Quant au père Giraud, nul ne peut dire ce qui se passa dans son âme. Quelquefois, lorsqu'un marché à conclure appelait Thomas hors de la ferme, on le voyait s'asseoir dans la chambre de sa femme, et prendre un Nouveau-Testament que Clémence lui avait donné jadis. Il l'ouvrait, tournait quelques pages, semblait méditer, secouait la tête, puis fermait précipitamment le volume et s'en allait.

Le père Giraud avait tous les dehors d'un catholique romain fidèle à son église ; il récitait régulièrement ses prières, il jeûnait et manquait rarement la messe. Il faut le dire, à mesure que les années affaiblissaient le corps et l'esprit du fermier, Thomas prenait un plus grand empire sur lui ; Thomas n'aurait pas laissé passer sans discussion la négligence ou l'oubli d'une seule des pratiques du culte. Toute la maison revêtit bientôt l'apparence de ce bigotisme superstitieux. Une petite statue de Marie fuit placée dans une niche à côté de la porte ; les appartements se tapissèrent,d'images de saints et de saintes ; on suspendit des branches de buis partout, les prêtres vinrent répandre l'eau bénite sur les terres et sur les récoltes. Thomas essaya d'expulser le Nouveau-Testament qui lui rappelait d'une manière douloureuse l'hérésie de sa mère ; mais le père Giraud s'entêta, et le Nouveau-Testament garda sa place à côté des Codes et du Voltaire dépareillé. Le fermier, ainsi l'heure de la mort arriva ainsi qu'elle était arrivée pour Clémence. Il la vit s'approcher avec épouvante ; sa tête s'embarrassa vite ; dans ses rêveries, le nom de Clémence, ses derniers adieux transmis par Justine revenaient sans cesse. On accomplit sur lui, plutôt qu'avec lui, les cérémonies du culte romain ; il fut reconnu pour le fils fidèle et soumis de l'Église. comme tel, on l'enterra en terre sainte.

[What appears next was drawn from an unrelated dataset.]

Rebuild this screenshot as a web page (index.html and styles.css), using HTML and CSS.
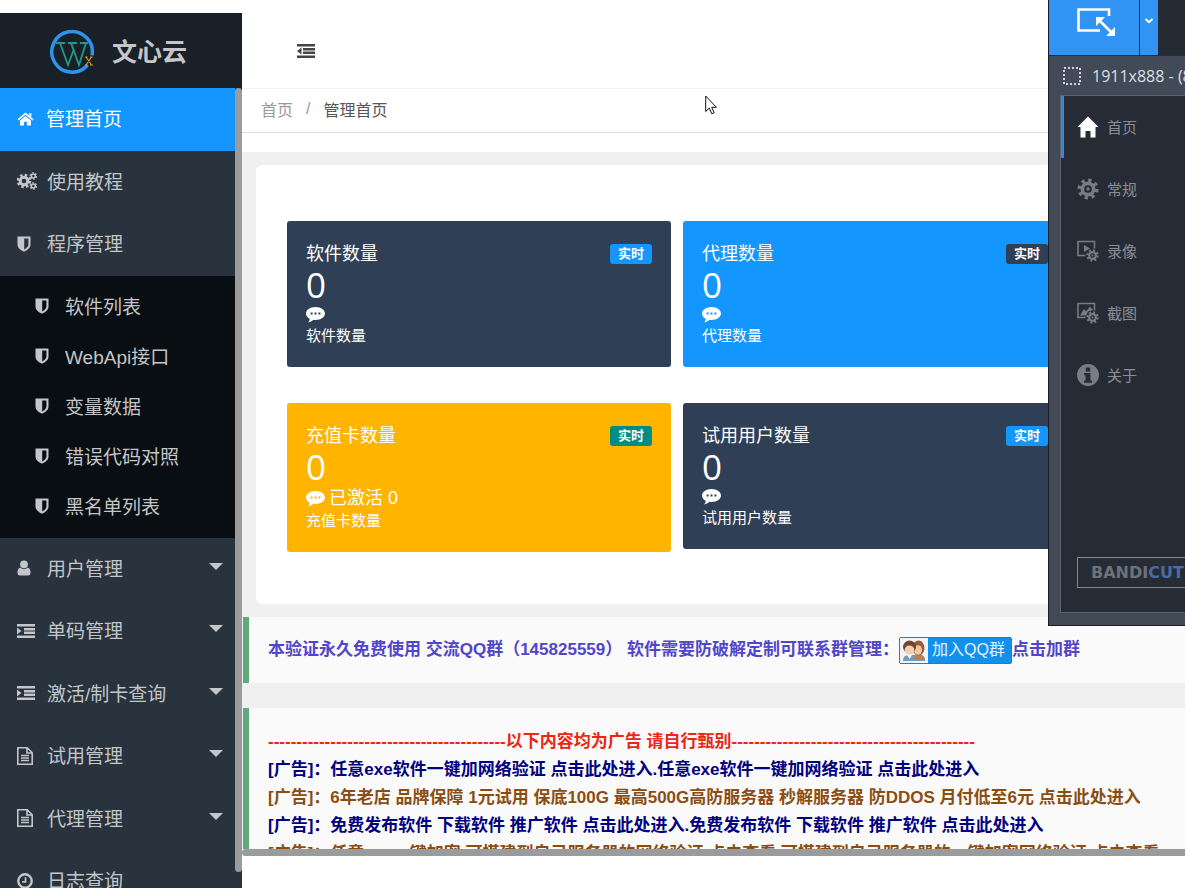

Il est bien vrai que Thomas avait retrouvé sous le chevet de son père le Nouveau-Testament, si obstinément conservé ; il est bien vrai que plus d'une fois il avait entendu sortir des lèvres du mourant des phrases telles que celles-ci : « ... bon Jésus... près de Clémence... ! » Tout cela lui donnait de sourdes inquiétudes ; mais, il les étouffa en faisant dire une centaine de messes pour le repos de l'âme du fermier, que,contrairement à ces paroles de Dieu : après la Mort suit LE JUGEMENT, (Hébreux 9.27) il croyait retenu pour des milliers d'années dans les flammes du purgatoire.